To clarify, we define the following terms:
- Offline vs. Online: By "Offline", we mean something to be run as a separate
entity only once with respect to the training jobs; in contrast, "Online" refers 
to being run as part of the training jobs.
> As an analogy, buying kitchen appliances is "Offline" with respect to cooking,
> because you only need to buy them once, and the action of buying often happens
> when you are not cooking (i.e., when you are going to the stores or shopping
> online). In contrast, washing the vegetables is "Online" with respect to
> cooking, because it happens every time before you cook the vegetables.
- Ahead-of-training vs. During-training: By "Ahead-of-training", we mean 
something to be run before the training processes start; in contrast, 
"During-training" refers to being run during the training processes.
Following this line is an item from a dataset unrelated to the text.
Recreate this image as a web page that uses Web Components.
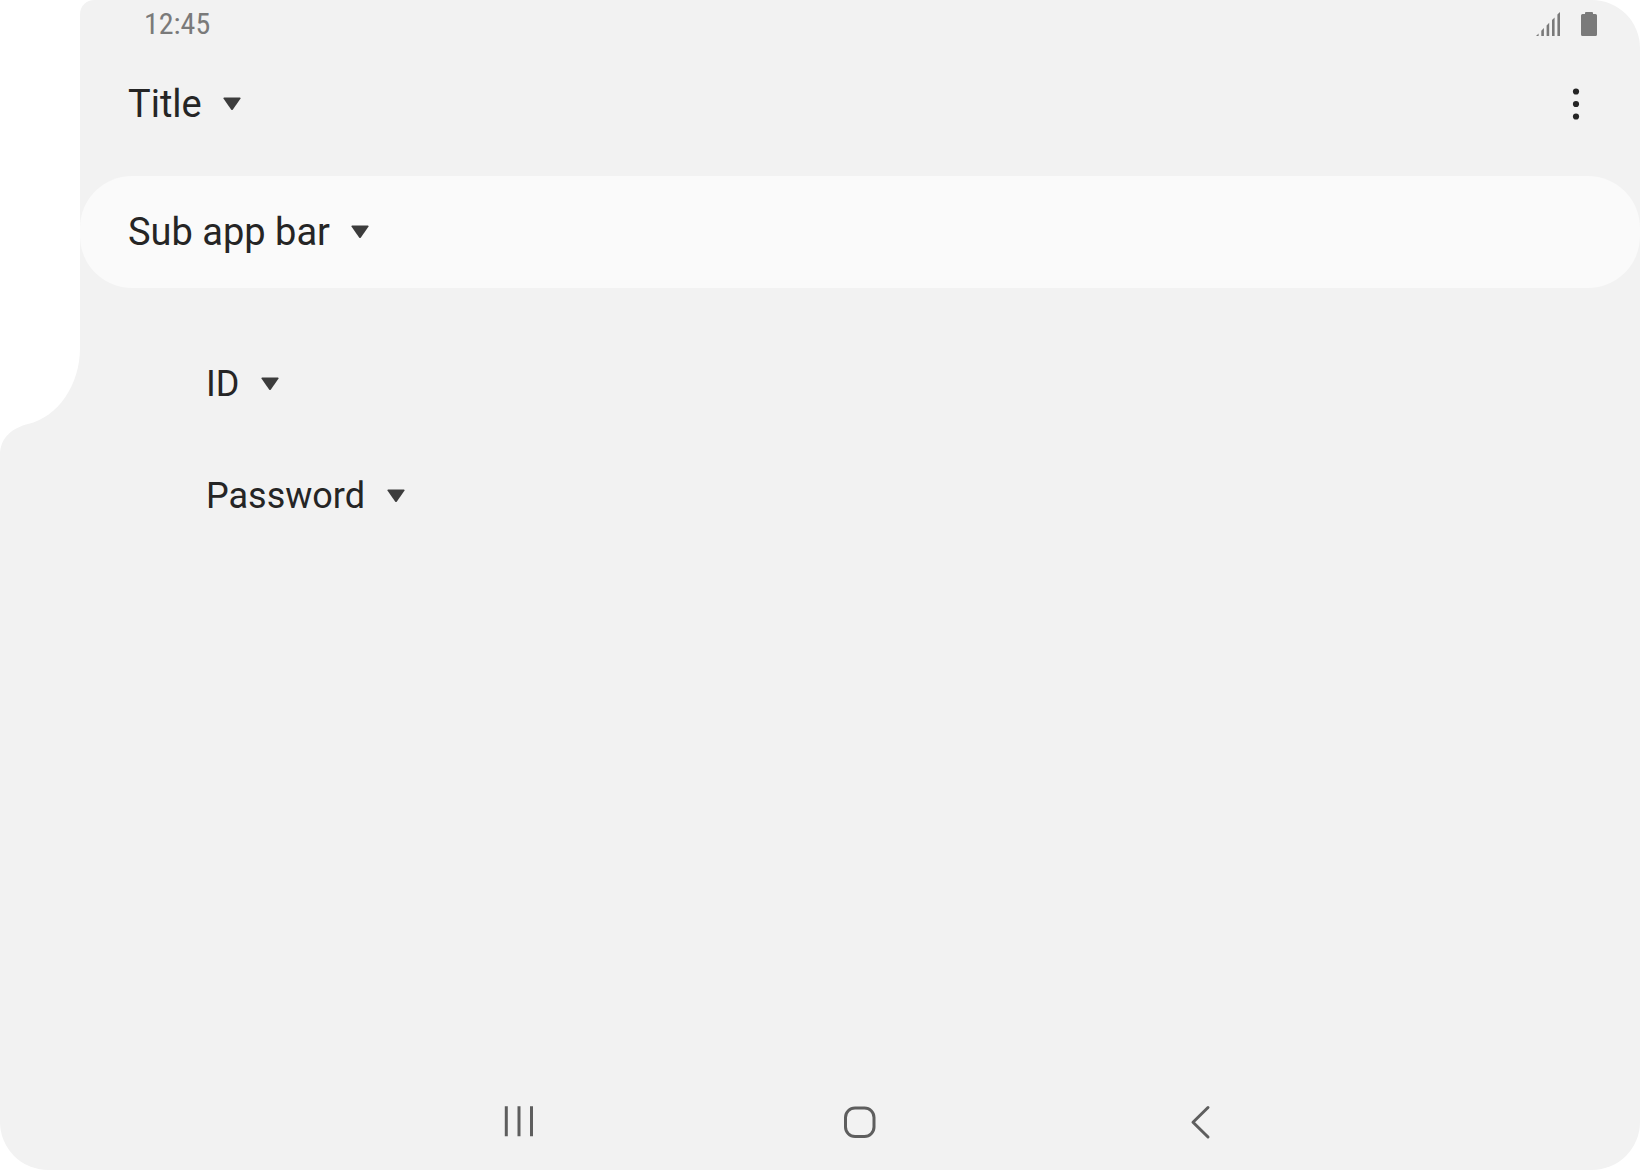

![Summary](./docs/images/summary.gif "Summary")

In summary, LDDL consists of four components:
1. *Stage 1 [Offline]* **Downloaders** that download the raw text of datasets
from public and online sources.
2. *[Offline or Online and Ahead-of-training]* Preprocessing:
   1. *Stage 2* **Preprocessors** that preprocesses the raw text into unbalanced
   [Parquet](https://arrow.apache.org/docs/python/parquet.html#) shards.
   2. *Stage 3* **Load Balancer** that balance the Parquet shards and makes sure
   every shard has the same amount of samples.
3. *Stage 4 [Online and During-training]* **Data Loaders** that load the 
balanced shards into memory and perform additional preprocessing steps during
training.

Depending on the specific usage, a certain step can be performed in different 
stages. For example, if you want to experiment with static masking, you can 
request the preprocessor to mask each samples; however, if you want to 
experiment with dynamic masking, you can request the data loader to mask each 
samples.

![Sequence Binning](./docs/images/binning.gif "Sequence Binning")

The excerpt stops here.